ー そんな親孝行できる言葉があるんですね。今まで、何か親にしてあげることが親孝行と思っていました。ー
それもいいと思いますよ。でも、遠くに親がいたり、経済的に無理だったり、『親孝行できない』と悔みたくなりますよね。子供が悔むと、親は悲しいですよ。親を悲しませたら、親不孝になりますよ。時間もお金もいらない、誰にでもできる親に喜んでもらえる言葉が、『親の命に感謝する言葉』と思うんです。
この言葉に気づいて以来、親孝行は何もできませんでしたけど、毎日毎日「今日も、年老いた母の命を頂いております、ありがとうございます」と言っただけで、涙が出て来ますよ。
このありがたい言葉を言えたことは、御先祖様のお蔭様だと思います。
母の温かい思い出
今でも忘れられない母の思い出があるんです。何でもないことなんですけどね。
私が高校生のとき、夜勉強していたら、母がカンロ飴を三つ「はい」と言って持って来てくれたんですよ。たった飴三つなんですけどね。どこかに連れて行ってもらったとか、買ってもらったことはあまり思い出しませんが、カンロ飴をもらって嬉しかったことは、ずっと心の中に、温かく残っているんですよ。
そんな温かい思い出が大事みたいですね。
「お母さんのことで、どんなことを思い出しますか?」と、皆さんによくお尋ねするんですが…。

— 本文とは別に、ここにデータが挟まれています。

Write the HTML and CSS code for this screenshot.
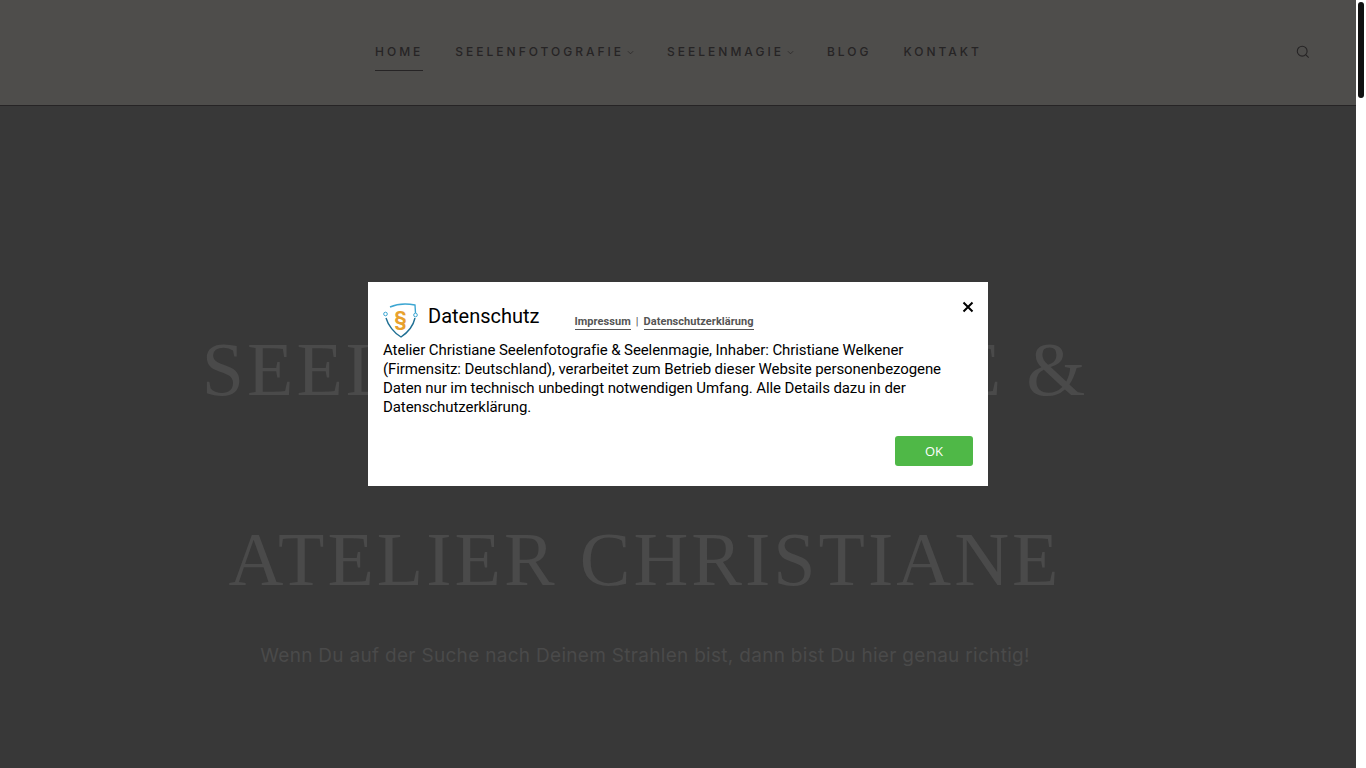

お母さんの温かさを思い出すと、氷がじわーっと溶けるように変わってきますよ。
私も母から怒られたし、昔は田んぼが忙しくて、かまってもらってないですが、「あのときの飴、嬉しかったー」という母の温かい思い出のお蔭で、今の良きご縁を頂いているのだと思います。
皆さんも温かい思い出がありますよね。そのために法座のご縁を頂いてくださいね。人様のお話を聞いていたら、必ず「ハッ」と思い出すことがありますよ。一つ思い出したら、人生が変わりますよ。